• _Directions_: From the listing that follows, output everything exactly except the pictures.

-- START Data section --

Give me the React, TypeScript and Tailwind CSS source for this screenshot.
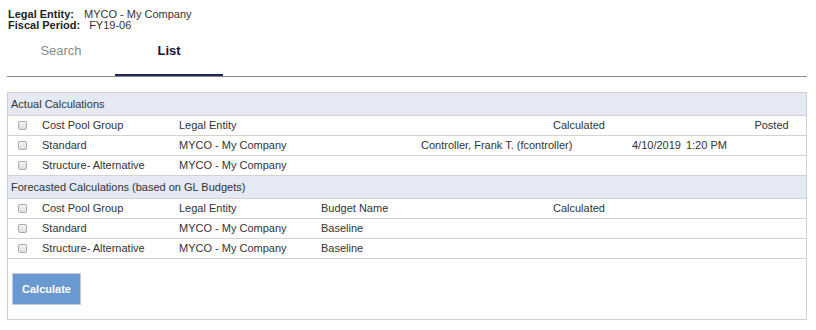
import React from 'react';

const cols = 'grid grid-cols-[34px_137px_142px_100px_211px_105px_1fr]';

const Check: React.FC = () => (
  <span className="block w-[9px] h-[9px] ml-[10px] rounded-[2px] border border-[#a9a9a9] bg-gradient-to-b from-[#f4f4f4] to-[#dedede]" />
);

interface Row {
  group: string;
  entity: string;
  budget?: string;
  user?: string;
  date?: string;
  time?: string;
}

const actualRows: Row[] = [
  { group: 'Standard', entity: 'MYCO - My Company', user: 'Controller, Frank T. (fcontroller)', date: '4/10/2019', time: '1:20 PM' },
  { group: 'Structure- Alternative', entity: 'MYCO - My Company' },
];

const forecastRows: Row[] = [
  { group: 'Standard', entity: 'MYCO - My Company', budget: 'Baseline' },
  { group: 'Structure- Alternative', entity: 'MYCO - My Company', budget: 'Baseline' },
];

const SectionHeader: React.FC<{ title: string }> = ({ title }) => (
  <div className="h-[23px] leading-[22px] bg-[#e4e9f3] border-b border-[#d3d3d3] pl-[3px]">{title}</div>
);

const DataRow: React.FC<{ row: Row }> = ({ row }) => (
  <div className={`${cols} h-[20px] leading-[19px] border-b border-[#d3d3d3] items-start`}>
    <div className="h-[19px] flex items-center"><Check /></div>
    <div>{row.group}</div>
    <div>{row.entity}</div>
    <div>{row.budget ?? ''}</div>
    <div>{row.user ?? ''}</div>
    <div>
      {row.date && (
        <>
          <span>{row.date}</span>
          <span className="ml-[5px]">{row.time}</span>
        </>
      )}
    </div>
    <div />
  </div>
);

export default function App() {
  return (
    <div className="w-[816px] h-[330px] bg-white text-[11px] text-[#333] font-['Liberation_Sans',Arial,sans-serif] overflow-hidden">
      {/* Context header */}
      <div className="pl-[8px] pt-[9px] leading-[11px]">
        <div>
          <span className="font-bold text-[#222]">Legal Entity:</span>
          <span className="ml-[10px]">MYCO - My Company</span>
        </div>
        <div>
          <span className="font-bold text-[#222]">Fiscal Period:</span>
          <span className="ml-[9px]">FY19-06</span>
        </div>
      </div>

      {/* Tabs */}
      <div className="ml-[7px] w-[800px] flex border-b border-[#8a8a8a]">
        <div className="w-[108px] h-[45px] pt-[13px] leading-[13px] text-[13px] text-center text-[#8c8c8c]">Search</div>
        <div className="w-[108px] h-[45px] pt-[13px] leading-[13px] text-[13px] text-center font-bold text-[#141a33] border-b-2 border-[#1e2552]">List</div>
      </div>

      {/* Calculations panel */}
      <div className="ml-[7px] mt-[15px] w-[800px] border border-[#d0d0d0]">
        <SectionHeader title="Actual Calculations" />
        <div className={`${cols} h-[20px] leading-[19px] border-b border-[#d3d3d3] items-start`}>
          <div className="h-[19px] flex items-center"><Check /></div>
          <div>Cost Pool Group</div>
          <div>Legal Entity</div>
          <div />
          <div className="col-span-2 text-center">Calculated</div>
          <div className="text-center">Posted</div>
        </div>
        {actualRows.map((r, i) => <DataRow key={i} row={r} />)}

        <SectionHeader title="Forecasted Calculations (based on GL Budgets)" />
        <div className={`${cols} h-[20px] leading-[19px] border-b border-[#d3d3d3] items-start`}>
          <div className="h-[19px] flex items-center"><Check /></div>
          <div>Cost Pool Group</div>
          <div>Legal Entity</div>
          <div>Budget Name</div>
          <div className="col-span-2 text-center">Calculated</div>
          <div />
        </div>
        {forecastRows.map((r, i) => <DataRow key={i} row={r} />)}

        <div className="pt-[14px] pb-[14px] pl-[4px]">
          <button className="w-[69px] h-[32px] bg-[#6a98d1] border border-[#c3cbd8] text-white font-bold text-[11px]">
            Calculate
          </button>
        </div>
      </div>
    </div>
  );
}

-- END Data section --

• _The answer_:
Give me the React, TypeScript and Tailwind CSS source for this screenshot.
import React from 'react';

const cols = 'grid grid-cols-[34px_137px_142px_100px_211px_105px_1fr]';

const Check: React.FC = () => (
  <span className="block w-[9px] h-[9px] ml-[10px] rounded-[2px] border border-[#a9a9a9] bg-gradient-to-b from-[#f4f4f4] to-[#dedede]" />
);

interface Row {
  group: string;
  entity: string;
  budget?: string;
  user?: string;
  date?: string;
  time?: string;
}

const actualRows: Row[] = [
  { group: 'Standard', entity: 'MYCO - My Company', user: 'Controller, Frank T. (fcontroller)', date: '4/10/2019', time: '1:20 PM' },
  { group: 'Structure- Alternative', entity: 'MYCO - My Company' },
];

const forecastRows: Row[] = [
  { group: 'Standard', entity: 'MYCO - My Company', budget: 'Baseline' },
  { group: 'Structure- Alternative', entity: 'MYCO - My Company', budget: 'Baseline' },
];

const SectionHeader: React.FC<{ title: string }> = ({ title }) => (
  <div className="h-[23px] leading-[22px] bg-[#e4e9f3] border-b border-[#d3d3d3] pl-[3px]">{title}</div>
);

const DataRow: React.FC<{ row: Row }> = ({ row }) => (
  <div className={`${cols} h-[20px] leading-[19px] border-b border-[#d3d3d3] items-start`}>
    <div className="h-[19px] flex items-center"><Check /></div>
    <div>{row.group}</div>
    <div>{row.entity}</div>
    <div>{row.budget ?? ''}</div>
    <div>{row.user ?? ''}</div>
    <div>
      {row.date && (
        <>
          <span>{row.date}</span>
          <span className="ml-[5px]">{row.time}</span>
        </>
      )}
    </div>
    <div />
  </div>
);

export default function App() {
  return (
    <div className="w-[816px] h-[330px] bg-white text-[11px] text-[#333] font-['Liberation_Sans',Arial,sans-serif] overflow-hidden">
      {/* Context header */}
      <div className="pl-[8px] pt-[9px] leading-[11px]">
        <div>
          <span className="font-bold text-[#222]">Legal Entity:</span>
          <span className="ml-[10px]">MYCO - My Company</span>
        </div>
        <div>
          <span className="font-bold text-[#222]">Fiscal Period:</span>
          <span className="ml-[9px]">FY19-06</span>
        </div>
      </div>

      {/* Tabs */}
      <div className="ml-[7px] w-[800px] flex border-b border-[#8a8a8a]">
        <div className="w-[108px] h-[45px] pt-[13px] leading-[13px] text-[13px] text-center text-[#8c8c8c]">Search</div>
        <div className="w-[108px] h-[45px] pt-[13px] leading-[13px] text-[13px] text-center font-bold text-[#141a33] border-b-2 border-[#1e2552]">List</div>
      </div>

      {/* Calculations panel */}
      <div className="ml-[7px] mt-[15px] w-[800px] border border-[#d0d0d0]">
        <SectionHeader title="Actual Calculations" />
        <div className={`${cols} h-[20px] leading-[19px] border-b border-[#d3d3d3] items-start`}>
          <div className="h-[19px] flex items-center"><Check /></div>
          <div>Cost Pool Group</div>
          <div>Legal Entity</div>
          <div />
          <div className="col-span-2 text-center">Calculated</div>
          <div className="text-center">Posted</div>
        </div>
        {actualRows.map((r, i) => <DataRow key={i} row={r} />)}

        <SectionHeader title="Forecasted Calculations (based on GL Budgets)" />
        <div className={`${cols} h-[20px] leading-[19px] border-b border-[#d3d3d3] items-start`}>
          <div className="h-[19px] flex items-center"><Check /></div>
          <div>Cost Pool Group</div>
          <div>Legal Entity</div>
          <div>Budget Name</div>
          <div className="col-span-2 text-center">Calculated</div>
          <div />
        </div>
        {forecastRows.map((r, i) => <DataRow key={i} row={r} />)}

        <div className="pt-[14px] pb-[14px] pl-[4px]">
          <button className="w-[69px] h-[32px] bg-[#6a98d1] border border-[#c3cbd8] text-white font-bold text-[11px]">
            Calculate
          </button>
        </div>
      </div>
    </div>
  );
}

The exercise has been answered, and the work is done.